Let’s translate this to WebAssembly! Our function is going to take in a pointer to an array (i32), the number we’re looking for (i32), a start index (i32), and an end index (i32). It’ll return an index or -1 (i32). So the signature will be (i32, i32, i32, i32) => i32:
Our index space looks like:
arr
n
start
end
const binarySearchType = {
paramTypes: [NumType.i32, NumType.i32, NumType.i32, NumType.i32],
// return index
returnTypes: [NumType.i32],
}
Now what should our local variables be? Looking at the TS
implementation, we could use a local variable for mid
and arr[mid]
:
const binarySearchLocals = [[2, NumType.i32]]
Adding on to our index space:
mid
arr[mid]
Let’s start writing the code…
const binarySearchInstructions = [
First let’s start with computing mid
. We get start
and end
, pop them onto the stack…
[InstrType.LocalGet, 2],
[InstrType.LocalGet, 3],
Then we add them together
[InstrType.I32Add],
And divide by 2
[InstrType.I32Const, 2],
[InstrType.I32DivU],
Now let’s assign this result to mid
[InstrType.LocalSet, 4],
Now let’s work on getting arr[mid]
assigned to a local. Let’s get
mid
:
[InstrType.LocalGet, 4],
We take mid
, multiply it by 4, and add arr
to it, getting arr + (mid * 4)
. The multiplication is because
each entry is 32 bits or 4 bytes long. Adding that to arr
gets us a pointer to the element.
[InstrType.I32Const, 4],
[InstrType.I32Mul],
[InstrType.LocalGet, 0],
[InstrType.I32Add],
We then load from this address, i.e. we dereference
[InstrType.I32Load, 0, 0],
And now we assign this to a local
[InstrType.LocalSet, 5],
Alright let’s work on the if (arr[mid] == n) { return mid }
code. This is a really easy pattern
to translate to WASM because we can use the br_if
instruction. We start by pushing on the value
we will return if the condition is true, i.e. mid
[InstrType.LocalGet, 4],
Next let’s push on the condition:
[InstrType.LocalGet, 5],
[InstrType.LocalGet, 1],
[InstrType.I32Eq],
Alright now we call br_if
with a relative depth1 of 0. This will
break out of our current block if the condition is satisfied, i.e. if
the topmost value on the stack is not 0. Since the current block is
the function block, this will cause an early return and since mid
is
already on the stack, that’ll be the return value.
[InstrType.BrIf, 0],
However if we don’t break, we have this value on the stack that’s useless, so we drop it
[InstrType.Drop],
Alright let’s repeat this pattern but for the if (start == mid) { return -1 }
code. Pop on -1
[InstrType.I32Const, -1],
Now check if start == mid
and break if so
[InstrType.LocalGet, 4],
[InstrType.LocalGet, 2],
[InstrType.I32Eq],
[InstrType.BrIf, 0],
If not, drop the -1
[InstrType.Drop],
Now let’s do the final condition. Because the resulting value requires calling a function, we can’t do the same br_if
pattern. Instead let’s use an if
instruction. Again, we pop on the condition
[InstrType.LocalGet, 1],
[InstrType.LocalGet, 5],
[InstrType.I32GtS],
And then we use an if
instruction that returns an i32
. If n > arr[mid]
then we call binarySearch(arr, n, mid, end)

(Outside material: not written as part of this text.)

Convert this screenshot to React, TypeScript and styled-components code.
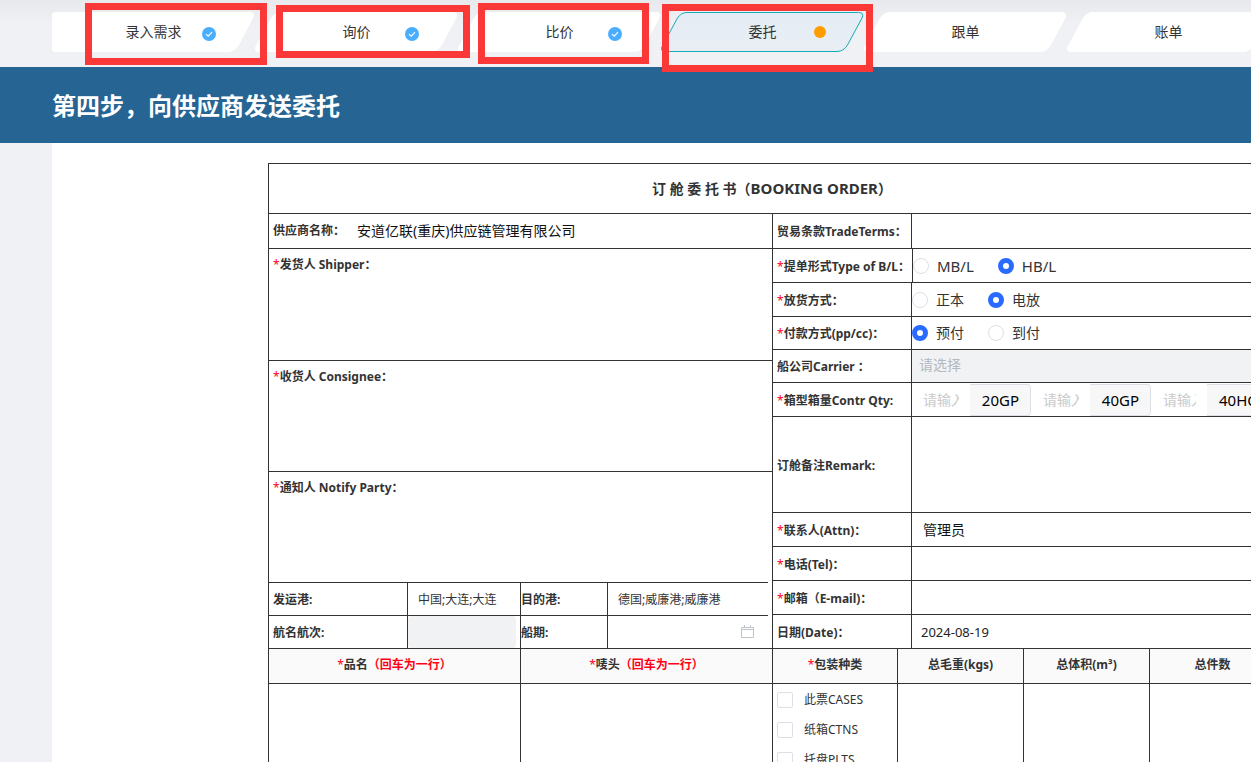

[InstrType.If, NumType.i32, [
[InstrType.LocalGet, 0],
[InstrType.LocalGet, 1],
[InstrType.LocalGet, 4],
[
InstrType.LocalGet,
3,
],
[InstrType.Call, 0],
],
Otherwise we call binarySearch(arr, n, start, mid)
[
[InstrType.LocalGet, 0],
[InstrType.LocalGet, 1],
[InstrType.LocalGet, 2],
[InstrType.LocalGet, 4],
[InstrType.Call, 0],
]]
];
Now let’s wrap it up in a nice function and convert it to a byte array (Uint8Array
)
function encodeModule() {
return new Uint8Array([
...encodePreamble(),
...encodeTypeSection([binarySearchType]),
...encodeFuncSection([0]),
...encodeMemorySection([{ min: 1 }]),
...encodeExportSection([{
name: "binarySearch",
type: ExportType.Function,
index: 0,
}, { name: "memory", type: ExportType.Memory, index: 0 }]),
...encodeCodeSection([{
locals: binarySearchLocals,
instructions: binarySearchInstructions,
}]),
]);
}
Here’s a helper to write the array to memory:
function writeArrayToMemory(arr: number[], startIndex: number, memory: WebAssembly.Memory) {
const buffer = new Uint32Array(memory.buffer);
for (let i = 0; i < arr.length; i++) {
buffer[startIndex + i] = arr[i];
}
}
Now we instantiate:
const { instance } = await WebAssembly.instantiate(encodeModule());
Get the exports:
const { memory, binarySearch } = instance.exports;
Write to memory:
writeArrayToMemory([-4, -2, 0, 2, 8, 13, 21, 54], 0, memory as WebAssembly.Memory);
And now let’s run binary search! The array
is at address 0, n
will
be 21
, our start
will be 0 and our end
will be 7. TypeScript
will complain cause it doesn’t know our export is a function but
that’s okay we can tell it to be quiet.
// @ts-ignore
console.log(binarySearch(0, 21, 0, 7));
And finally let’s wrap this in a function to make it cleaner:
function wasmBinarySearch(arr: number[], n: number): number {
writeArrayToMemory(arr, 0, memory as WebAssembly.Memory);
// @ts-ignore
return binarySearch(0, n, 0, arr.length - 1);
}
Congrats! You’ve successfully written binary search in WebAssembly with your own emitter!